The hotline will also help to make sure potential volunteers will be placed where they are most needed, she says. ''We need volunteers as tutors as well as classroom, library and computer lab aides, office workers and much more.''
One volunteer to the program is Lloyd Haag, who has lived in Baltimore for 35 years and says, ''I'm a city booster.''
Since February he has tutored at the Zion Church Literacy Group at 400 E. Lexington St., and says he loves it.
His student, who is in his 30s, has a third-grade reading level and ''we work together once or twice each week. I feel very good about him," Mr. Haag says, adding, "he has done extremely well and he, too, seems very happy with his progress,''
Mr. Haag, who won't divulge his age except to joke that he is ''semi-retired and holding,'' is also a sailor. ''I've always sailed," he says. "And since I obtained my captain's license several years ago, I have operated a charter sailing service on my 36-foot sailboat the Simpatica, taking groups out for a day or several days.''
His wife Joan is a supervisor in speech and language therapy at Towson State University. They have three grown children.
The literacy program serves adults and out-of-school youths age 16 and over who want to read, write or learn English as a second language. Although the literacy centers in the program are all located in the city, anyone interested will be served.
Literacy centers are located in the following places: The New Community College of Baltimore, Harbor Campus, 600 E. Lombard St.; Office of Employment development, 417 E. Fayette St.; Enoch Pratt Free Library, 301 N. Broadway; Baltimore Reading Aides, 6200 Loch Raven Blvd.; The Baltimore Urban League, 322 N. Eutaw St.; Franciscan Center, 2212 Maryland Ave.; Greater Homewood Community Corp., 110 E. 33rd St.; H.E.A.L., 2100 McCulloh St.; The Learning Bank, 1223 W. Baltimore St.; The Learning Place Northwest, 2901 Druid Park Drive; MADAY, The Rotunda, 711 W. 40th St.; Northwest Baltimore Corp., 2319 W. Belvedere Ave.; Our Friends' Place, 775 W. Hamburg St.; Reach for Literacy, 4908 Liberty Heights Ave.; The Ripken Learning Center, 2435 N. Calvert St.; Saint Ambrose Outreach Center, 3445 Park Heights Ave.; St.
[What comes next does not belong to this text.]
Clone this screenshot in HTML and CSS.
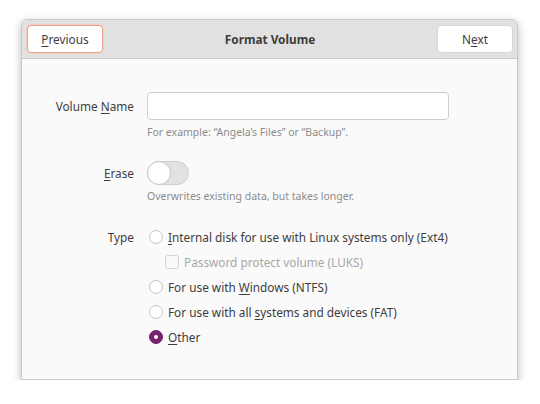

Bernadine's Headstart, 3814 Edmondson Ave.; Saint Veronica's Damascus Education Center, 2920 Joseph Ave.; SECO, 10 S. Wolfe St.; South Baltimore Learning Corp., 28 E. Ostand St.; South-Southeast Development Corp., 100 S. Caroline St.; Spanish Apostolate, 10 S. Wolfe St.; Waverly Family Center, 901 Montpelier St.; Words for Life; 801 N. Broadway; York Road Council, 5210 York Road; and the Zion Literacy Group, 400 E. Lexington St.